Political influence over the Police in India has been acknowledged from even amongst senior police officials. Having the prosecution headed by the police would also leave scope for greater political pressure on the prosecution. Recent events in relation to the trial of those accused of involvement in communal riots in Gujarat have led to concerns about the politicised nature of the prosecution in that state. A thorough and independent review of the prosecution service is necessary prior to any reforms being implemented.

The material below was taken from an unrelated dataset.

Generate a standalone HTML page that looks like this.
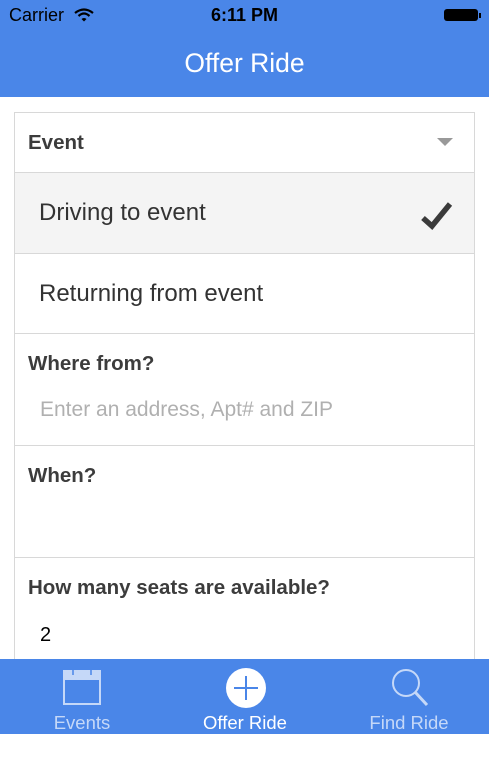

On the face of it, and especially from press coverage it may appear that some of the Committee’s conclusions and recommendations are harmless and indeed welcome. But there is more to be feared than gained from the recommendations as a whole. The overall failure of the Committee to address fundamental systemic failings in the criminal justice system which affect human rights rings alarm bells about the political commitment within the government that appointed this Committee to address these issues with the same zeal that it is addressing issues of internal and national security.

The Committee’s report is just one of a number of reports on the criminal justice system which have made recommendations for reform over a number of years. Few reforms however have been instituted. Despite this, there should not be any grounds for complacency about the recommendations of the Malimath Committee. Their favour poses a serious threat to human rights protection.